I was thinking about these things as I read W.H. Auden's poem "As I Walked Out One Evening" a few weeks ago and have incessantly returned to it in the meantime. I don't want to explicate the entire thing, but you should most certainly for the sake both of your humanity and your appreciation of beauty go and read this poem now. Here is a link for your convenience.
Pertaining to self-righteousness and its nonexistence, I want to zero in on a few lines from the end of Auden's poem (again, I can't recommend highly enough to read it in its entirety). The conceit of the poem is a lover singing to his beloved about the depth of his love in ridiculous romantic diction: "I'll love you dear, I'll love you,/ Till China and Africa meet"; "I'll love you till the ocean/ Is folded and hung up to dry"; etc.
The clocks in the city answer the lover's outlandish claims in rather more pessimistic language. They warn: "O let not Time deceive you/ You cannot conquer time." Time is a real douchebag in this poem. "Time watches from the shadow/ And coughs when you would kiss." Gah! What an image. The clocks assert that you are not going to be carpe-dieming your way through life. Rather, "in headaches and in worry/ Vaguely life leaks away." Vaguely, purposelessly, imprecisely--there goes life.
The clocks chill out after a bit, though, and add some dark encouragement to their admonition. Here it's worth quoting at a bit greater length:
‘O look, look in the mirror,
O look in your distress:
Life remains a blessing
Although you cannot bless.
‘O stand, stand at the window
As the tears scald and start;
You shall love your crooked neighbour
With your crooked heart.'
That last stanza. It is hard not to cry reading that. This is not blithe moralizing.

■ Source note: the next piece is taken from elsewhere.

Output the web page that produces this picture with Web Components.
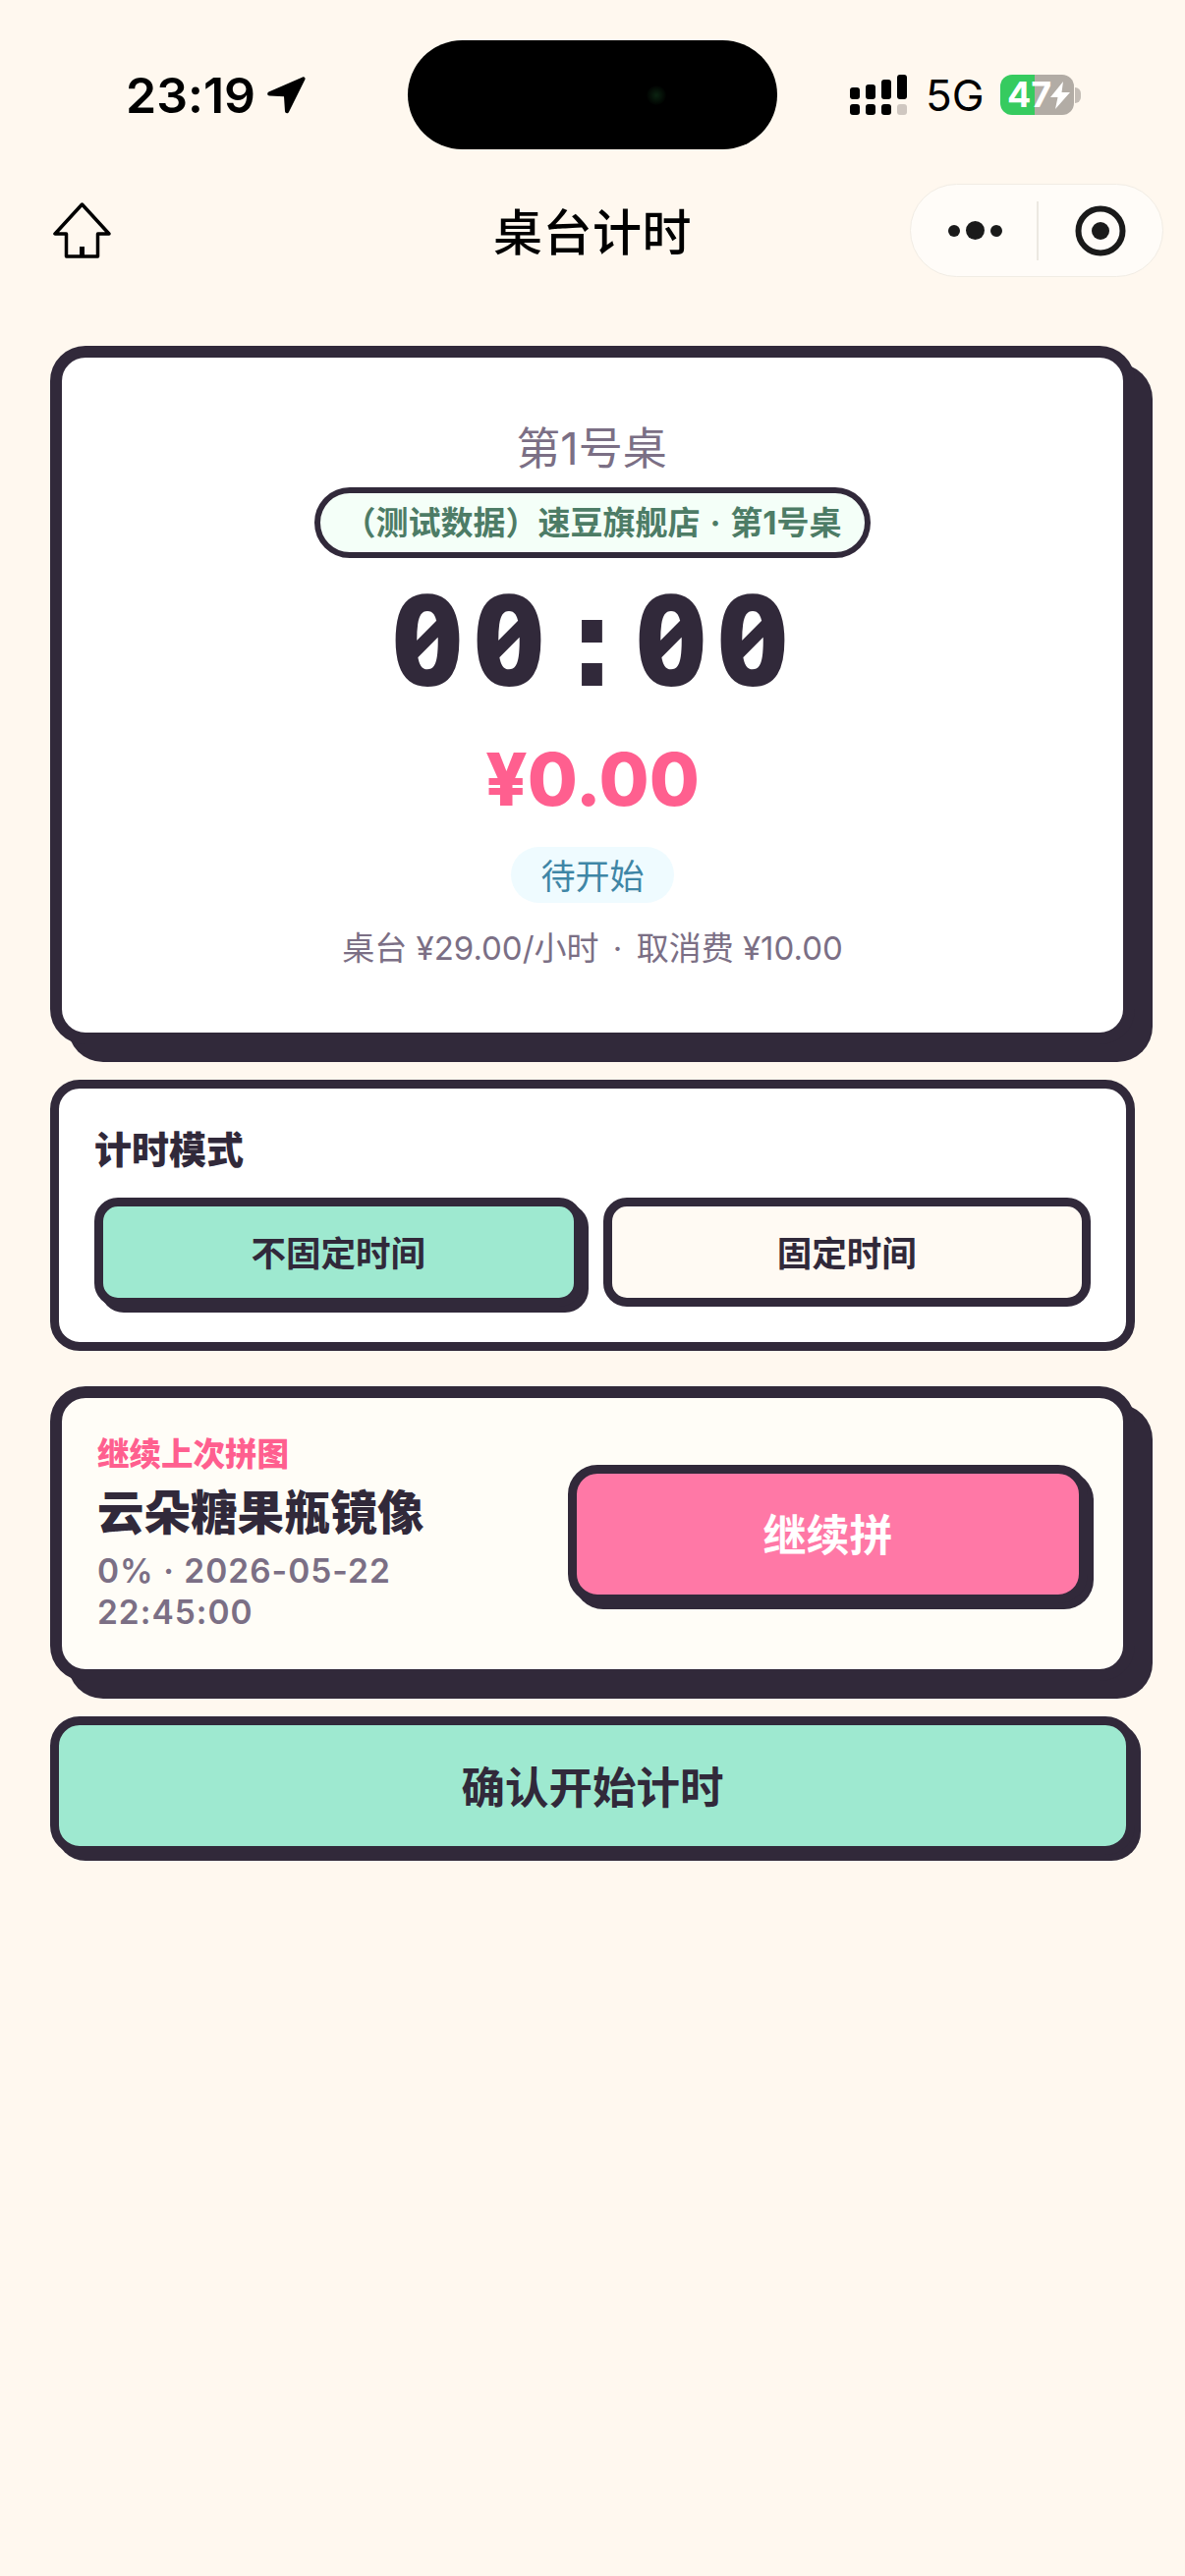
<!DOCTYPE html>
<html lang="zh-CN">
<head>
<meta charset="utf-8">
<title>桌台计时</title>
<style>
  html, body {
    margin: 0;
    padding: 0;
  }
  body {
    --ink: #31293a;
    --muted: #7b6f85;
    --mint: #9ee9d0;
    --pink: #ff78a6;
    --rose: #ff5f8f;
    background-color: #fff8ef;
    color: var(--ink);
    font-family: Inter, "Noto Sans CJK SC", sans-serif;
    min-height: 2622px;
  }
  .content {
    display: flex;
    flex-direction: column;
    gap: 36px;
    padding: 70px 51px 0;
  }
</style>
</head>
<body>
  <status-bar></status-bar>
  <nav-bar>桌台计时</nav-bar>
  <div class="content">
    <timer-card></timer-card>
    <mode-card></mode-card>
    <resume-card></resume-card>
    <chunky-button size="large">确认开始计时</chunky-button>
  </div>

<script>
class StatusBar extends HTMLElement {
  constructor() {
    super();
    this.shadow = this.attachShadow({ mode: 'open' });
  }

  connectedCallback() {
    this.render();
  }

  render() {
    this.shadow.innerHTML = /* html */
    `
    <style>
      :host {
        display: block;
        height: 187px;
        box-sizing: border-box;
        padding-top: 41px;
        color: #000;
      }
      .bar {
        display: flex;
        height: 111px;
        align-items: center;
      }
      .left {
        display: flex;
        align-items: center;
        padding-left: 128px;
        box-sizing: border-box;
        gap: 11px;
        flex: none;
        width: 415px;
      }
      .time {
        font-size: 50px;
        font-weight: 600;
        font-feature-settings: 'calt' 0;
        line-height: 60px;
      }
      .island {
        flex: none;
        display: flex;
        align-items: center;
        justify-content: flex-end;
        width: 376px;
        height: 111px;
        padding-right: 113px;
        box-sizing: border-box;
        border-radius: 56px;
        background-color: #000;
      }
      .lens {
        width: 20px;
        height: 20px;
        border-radius: 50%;
        background: radial-gradient(circle, #0b2411 0%, #000 75%);
      }
      .right {
        display: flex;
        align-items: center;
        padding-left: 74px;
      }
      .net {
        font-size: 44px;
        line-height: 50px;
        font-weight: 400;
        margin-left: 19px;
        width: 56px;
      }
      .battery {
        position: relative;
        display: flex;
        align-items: center;
        width: 75px;
        height: 41px;
        margin-left: 20px;
        border-radius: 12px;
        background: linear-gradient(90deg, #36cb5f 0, #36cb5f 35px, #b2aca5 35px);
        color: #fff;
        font-size: 36px;
        font-weight: 700;
        line-height: 41px;
        padding-left: 7px;
        box-sizing: border-box;
      }
      .battery svg {
        position: absolute;
        left: 51px;
        top: 7px;
      }
      .nub {
        width: 6px;
        height: 16px;
        border-radius: 0 8px 8px 0;
        background-color: #c4bdb6;
        margin-left: 1px;
      }
    </style>
    <div class="bar">
      <div class="left">
        <span class="time">23:19</span>
        <svg width="40" height="39" viewBox="0 0 40 39">
          <path d="M37 1.5 2.5 16.6c-2 .9-1.6 3.9.7 4l14.8.7 1 15c.2 2.300 3.200 2.700 4 .6L39.500 3.800C40 2.200 38.500.9 37 1.500Z" fill="#000"/>
        </svg>
      </div>
      <div class="island"><div class="lens"></div></div>
      <div class="right">
        <svg width="58" height="41" viewBox="0 0 58 41" fill="#000">
          <rect x="0" y="13" width="10" height="12" rx="3"/>
          <rect x="16" y="10" width="10" height="15" rx="3"/>
          <rect x="32" y="5" width="10" height="20" rx="3"/>
          <rect x="48" y="0" width="10" height="25" rx="3"/>
          <rect x="0" y="30" width="10" height="11" rx="3"/>
          <rect x="16" y="30" width="10" height="11" rx="3"/>
          <rect x="32" y="30" width="10" height="11" rx="3"/>
          <rect x="48" y="30" width="10" height="11" rx="3" fill="#cfc7c0"/>
        </svg>
        <span class="net">5G</span>
        <div class="battery">
          47
          <svg width="20" height="28" viewBox="0 0 20 28"><path d="M13 0 0 16h7.500L5 28 20 11h-8.500L13 0Z" fill="#fff"/></svg>
        </div>
        <div class="nub"></div>
      </div>
    </div>
    `;
  }
}

class NavBar extends HTMLElement {
  constructor() {
    super();
    this.shadow = this.attachShadow({ mode: 'open' });
  }

  connectedCallback() {
    this.render();
  }

  render() {
    this.shadow.innerHTML = /* html */
    `
    <style>
      :host {
        display: grid;
        grid-template-columns: 1fr auto 1fr;
        align-items: center;
        height: 95px;
        padding: 0 22px;
        color: #000;
      }
      .title {
        font-size: 50px;
        font-weight: 500;
        line-height: 60px;
        letter-spacing: 0.5px;
        padding-top: 4px;
      }
      .home {
        display: block;
        margin-left: 32px;
      }
      .capsule {
        justify-self: end;
        display: flex;
        align-items: center;
        width: 258px;
        height: 95px;
        box-sizing: border-box;
        border: 1px solid #f1ece4;
        border-radius: 48px;
        background-color: #fffcf8;
      }
      .more {
        display: flex;
        align-items: center;
        justify-content: center;
        gap: 6px;
        width: 130px;
        height: 60px;
        padding-left: 2px;
        box-sizing: border-box;
        border-right: 2px solid #ece8e2;
      }
      .more i {
        display: block;
        width: 12px;
        height: 12px;
        border-radius: 50%;
        background-color: #1a1a1a;
      }
      .more i.big {
        width: 19px;
        height: 19px;
      }
      .scan {
        flex: 1;
        display: flex;
        justify-content: center;
      }
    </style>
    <svg class="home" width="59" height="57" viewBox="0 0 59 57" fill="none" stroke="#000" stroke-width="3.500" stroke-linejoin="round">
      <path d="M29.500 2 2 32h11.500v23h32V32H57L29.500 2Z"/>
      <path d="M29.500 45v10" stroke-width="5" stroke-linejoin="miter"/>
    </svg>
    <div class="title"><slot></slot></div>
    <div class="capsule">
      <div class="more"><i></i><i class="big"></i><i></i></div>
      <div class="scan">
        <svg width="52" height="52" viewBox="0 0 52 52">
          <circle cx="26" cy="26" r="22.500" fill="none" stroke="#1a1a1a" stroke-width="6"/>
          <circle cx="26" cy="26" r="9" fill="#1a1a1a"/>
        </svg>
      </div>
    </div>
    `;
  }
}

class TimerCard extends HTMLElement {
  constructor() {
    super();
    this.shadow = this.attachShadow({ mode: 'open' });
  }

  connectedCallback() {
    this.render();
  }

  render() {
    this.shadow.innerHTML = /* html */
    `
    <style>
      :host {
        display: flex;
        flex-direction: column;
        align-items: center;
        box-sizing: border-box;
        height: 711px;
        padding-top: 63px;
        border: 12px solid var(--ink);
        border-radius: 36px;
        background-color: #fff;
        box-shadow: 18px 18px 0 var(--ink);
        text-align: center;
      }
      .name {
        height: 60px;
        margin-bottom: 9px;
        padding-right: 2px;
        color: var(--muted);
        font-size: 45px;
        line-height: 60px;
      }
      .shop {
        box-sizing: border-box;
        height: 72px;
        padding: 0 24px;
        border: 6px solid var(--ink);
        border-radius: 36px;
        background-color: #f4fff8;
        color: #4d7c66;
        font-size: 33px;
        font-weight: 700;
        line-height: 60px;
        white-space: nowrap;
      }
      .shop i {
        font-style: normal;
        margin: 0 2px;
      }
      .time {
        height: 144px;
        margin-top: 9px;
        padding-left: 4px;
        font-family: "Noto Sans", monospace;
        font-feature-settings: 'zero', 'tnum';
        font-size: 128px;
        font-weight: 800;
        letter-spacing: 9px;
        line-height: 144px;
        white-space: nowrap;
      }
      .time span {
        font-family: "DejaVu Sans Mono", monospace;
        font-weight: 700;
        letter-spacing: 5px;
      }
      .price {
        height: 100px;
        margin-top: 22px;
        color: var(--rose);
        font-size: 74px;
        font-weight: 800;
        line-height: 100px;
      }
      .state {
        box-sizing: border-box;
        height: 57px;
        margin-top: 19px;
        padding: 0 30px;
        border-radius: 29px;
        background-color: #effbff;
        color: #3f86a6;
        font-size: 35px;
        line-height: 60px;
      }
      .rate {
        height: 48px;
        margin-top: 22px;
        color: var(--muted);
        font-size: 33px;
        line-height: 48px;
        white-space: nowrap;
      }
      .rate i {
        font-style: normal;
        margin: 0 5px;
      }
    </style>
    <div class="name">第1号桌</div>
    <div class="shop">（测试数据）速豆旗舰店 <i>·</i> 第1号桌</div>
    <div class="time">00<span>:</span>00</div>
    <div class="price">¥0.00</div>
    <div class="state">待开始</div>
    <div class="rate">桌台 ¥29.00/小时 <i>·</i> 取消费 ¥10.00</div>
    `;
  }
}

class ChunkyButton extends HTMLElement {
  constructor() {
    super();
    this.shadow = this.attachShadow({ mode: 'open' });
  }

  connectedCallback() {
    this.render();
  }

  render() {
    this.shadow.innerHTML = /* html */
    `
    <style>
      :host {
        display: flex;
        align-items: center;
        justify-content: center;
        box-sizing: border-box;
        height: 111px;
        padding-bottom: 3px;
        border: 9px solid var(--ink);
        border-radius: 24px;
        background-color: #fffaf3;
        font-size: 35.500px;
        font-weight: 700;
        color: var(--ink);
      }
      :host([active]) {
        background-color: var(--mint);
        box-shadow: 6px 6px 0 var(--ink);
      }
      :host([size="large"]) {
        height: 141px;
        background-color: var(--mint);
        box-shadow: 6px 6px 0 var(--ink);
        border-radius: 30px;
        font-size: 44.500px;
        font-weight: 600;
      }
      :host([tone="pink"]) {
        background-color: var(--pink);
        color: #fff;
      }
    </style>
    <slot></slot>
    `;
  }
}

class ModeCard extends HTMLElement {
  constructor() {
    super();
    this.shadow = this.attachShadow({ mode: 'open' });
  }

  connectedCallback() {
    this.render();
  }

  render() {
    this.shadow.innerHTML = /* html */
    `
    <style>
      :host {
        display: block;
        box-sizing: border-box;
        height: 276px;
        padding: 36px;
        border: 9px solid var(--ink);
        border-radius: 30px;
        background-color: #fff;
      }
      .title {
        height: 54px;
        margin-bottom: 21px;
        font-size: 38px;
        font-weight: 800;
        line-height: 52px;
      }
      .row {
        display: grid;
        grid-template-columns: 1fr 1fr;
        gap: 21px;
      }
    </style>
    <div class="title">计时模式</div>
    <div class="row">
      <chunky-button active>不固定时间</chunky-button>
      <chunky-button>固定时间</chunky-button>
    </div>
    `;
  }
}

class ResumeCard extends HTMLElement {
  constructor() {
    super();
    this.shadow = this.attachShadow({ mode: 'open' });
  }

  connectedCallback() {
    this.render();
  }

  render() {
    this.shadow.innerHTML = /* html */
    `
    <style>
      :host {
        display: flex;
        align-items: center;
        justify-content: space-between;
        box-sizing: border-box;
        height: 300px;
        padding: 0 36px;
        border: 12px solid var(--ink);
        border-radius: 36px;
        background-color: #fffdf7;
        box-shadow: 18px 18px 0 var(--ink);
      }
      .info {
        width: 400px;
      }
      .label {
        margin-bottom: 2px;
        color: var(--rose);
        font-size: 32.500px;
        font-weight: 800;
        line-height: 42px;
      }
      .title {
        font-size: 47.500px;
        font-weight: 800;
        line-height: 72px;
        margin-bottom: 2px;
        white-space: nowrap;
      }
      .meta {
        color: var(--muted);
        font-size: 33.500px;
        font-weight: 600;
        letter-spacing: 1px;
        line-height: 42px;
      }
      chunky-button {
        width: 529px;
        height: 141px;
        flex: none;
        border-radius: 30px;
        font-size: 44px;
      }
    </style>
    <div class="info">
      <div class="label">继续上次拼图</div>
      <div class="title">云朵糖果瓶镜像</div>
      <div class="meta">0% · 2026-05-22 22:45:00</div>
    </div>
    <chunky-button active tone="pink">继续拼</chunky-button>
    `;
  }
}

customElements.define('status-bar', StatusBar);
customElements.define('nav-bar', NavBar);
customElements.define('chunky-button', ChunkyButton);
customElements.define('timer-card', TimerCard);
customElements.define('mode-card', ModeCard);
customElements.define('resume-card', ResumeCard);
</script>
</body>
</html>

There are tears scalding your eyes. You are looking in desperation out of the window. Out at a world that often seems careless. At a world full of crooked people. But, you shall love your crooked neighbor, in the end. With your crooked heart.
Self-righteousness gleefully recognizes the crookedness of your neighbor. Despair sees only your own. But this, this is something different altogether. This acknowledges your fundamental brokenness and that of your neighbor. And its command is love. When we see the crookedness in our neighbor we are not moved to self-righteous pity, but love that recognizes a fellow pilgrim.
And that is beautiful, despite the tears. We will love each other in our crookedness until the day we are made straight.